The Brunch Test
Theory #16 | A framework for building products that balance familiarity with freshness.
The word “brunch” first appeared in print circa 1895 in Hunter’s Weekly magazine. The author, Guy Beringer, proposed brunch as a lighter fare alternative to the usual post-church Sunday lunch. What is this if not the best review ever:
“Brunch is a hospitable meal; breakfast is not. Eggs and bacon are adapted to solitude; they are consoling, but not exhilarating. They do not stimulate conversation. Brunch, on the other hand, is cheerful, sociable, and inciting … It is talk-compelling. It puts you in a good temper, it makes you satisfied with yourself and your fellow beings, it sweeps away the worries and cobwebs.”
But what does brunch have to do with building products, you might ask. For one, brunch is a great consumer product (and a very social one). Yes, it’s a derivative of breakfast and lunch, but it’s much more than either one alone or put together.
Hence the analogy: the best new products don’t just offer us breakfast + lunch, they offer us brunch. This is core to what I call The Brunch Test — a simple framework for building products that balance familiarity with freshness.
The 4 Pillars of The Brunch Test
What makes brunch stand out from breakfast and lunch? This is a relative question — the ‘brunch test’ is in a sense a relative test.
Does the new product feel sufficiently different from predecessors, from the recognizable building blocks, or primitives?1 From modern day substitutes, the thing your target user already knows and uses? Or does it just feel like a mashup of the familar (and worse than each alone)?

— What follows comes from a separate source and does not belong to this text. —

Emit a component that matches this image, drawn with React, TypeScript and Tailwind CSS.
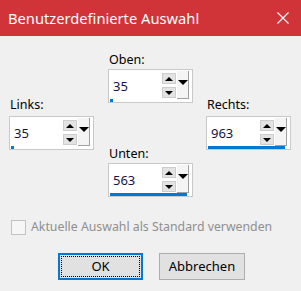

Brunch distinguishes itself in a few ways, lending to the 4 pillars of The Brunch Test:
#1 — It has a distinct use case
First, brunch is a ritual social event, and rituals aren’t just utilitarian; they have meaning beyond the act itself. It’s not just a meal, it’s a deliberate, emotion-filled occasion for weekends, holidays, and the like. It has more specific, unique use cases too — bougie brunch, recovery brunch, post-wedding brunch. Sometimes the distinct use case comes from serving a distinct user (e.g. a post-wedding brunch serves a different user than say a post-church brunch).2
#2 — It has unique features
Like any good ritual, brunch has it’s own set of customs. A great brunch menu doesn’t just feature breakfast and lunch items; it’s curated with foods that are a bit more intricate, extravagant, blending sweets and savories — eggs benedict, french toast, chicken & waffles. Then there are the signature drinks — mimosas, bellinis, espresso martinis. Brunch falls in that sweet spot of the day where you can wake up without an alarm clock, say from 10 to 2.